WEELY CADJPY CHART looks technically toppish, with gains limited at 103, but ample downside room towards 100 and 99.30.
WILLIAMS % R looks BEARISH both in Daily and Weekly.
Have you recently traded the CAD/JPYcross? It is currently in consolidation of recent bullish trend and at the low range of yesterdays highs. Also sensitive to the volatility of Oil.
Thinking of going long if there is a dip to 101.60 - 101.70 range.
Any effect on the GBP from rising Oil?
Nat Gas is still relatively unchanged vs. Oil and GBP is a high prodcer of Oil, and Cosumer of Nat Gas.
Also, will the U.S political climate further drag on the Dollar - Taliban/Pakistani Army Terror upswing in Pakistan, Electoral discomfort and Lame Duck CEO at Home?
240 Minute Chart shows potential Evening Star - Tweezer top foming at new highs, potential reversal formaing.
I agree with Steve about GBPUSD being a great sell at $1.86 and remains so until $1.8480s.

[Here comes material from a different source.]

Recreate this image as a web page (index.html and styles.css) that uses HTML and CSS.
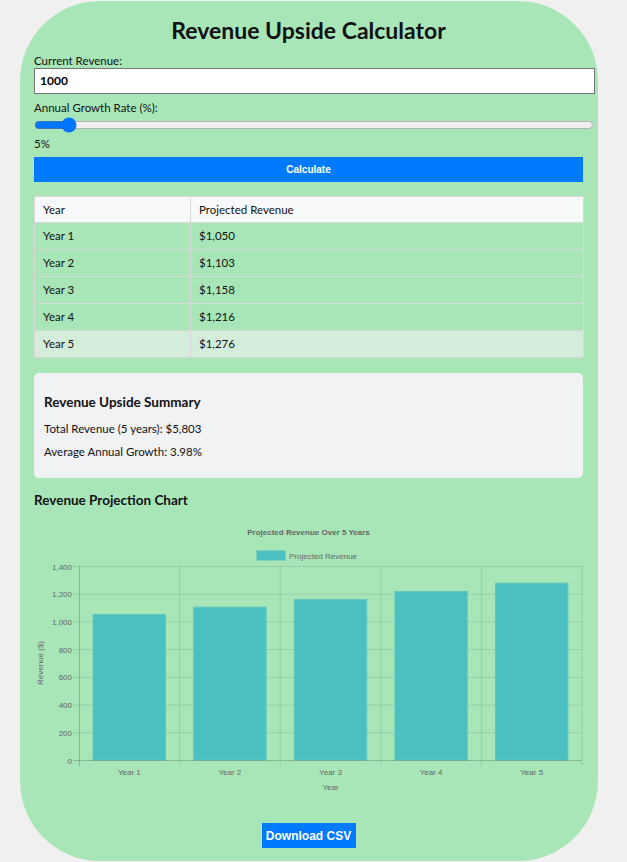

We will get the CIPS surve from the UK this week, and these may prove GBP negative. AUD longs may also be looking at 87 cent as a medium target. Yes, USD is deeply negative, but it is the least negative against GBP.
Alternatively, GBPAUD and GBPJPY may be good shorts too.
Fundamentals are still suporting a bullish sentiment on GBP/USD: Carry and Bond trades, combined with expectations of Fed easing and possible commidity inflationary pressures.
The Fed and Treasurey is basically caught in a vice between maintaining capital inflows (Treasury sales pricing) and maintaining credit markets through easing.
Foreign investment is viewing US Treasuries as relatively more risky leading to demand for better pricing on Yields. At the same time LIBOR rates are climbing, inducing credit disruption in the commercial markets.
Technicals show that GBP/USD could reach as high as 1.87 (2 day old highs), before Bear correction, a break below 1.84 would indicate possible shifting sentiment. However sentiment is very Bearish on the USD so caution is advised.Given the record incease in WTI today, I think that Ashraf's advice on Gold is sound.
USD/JPY should go down to target 104.45. Happy trading.
GLD - Gold ETF up target $100 coming period.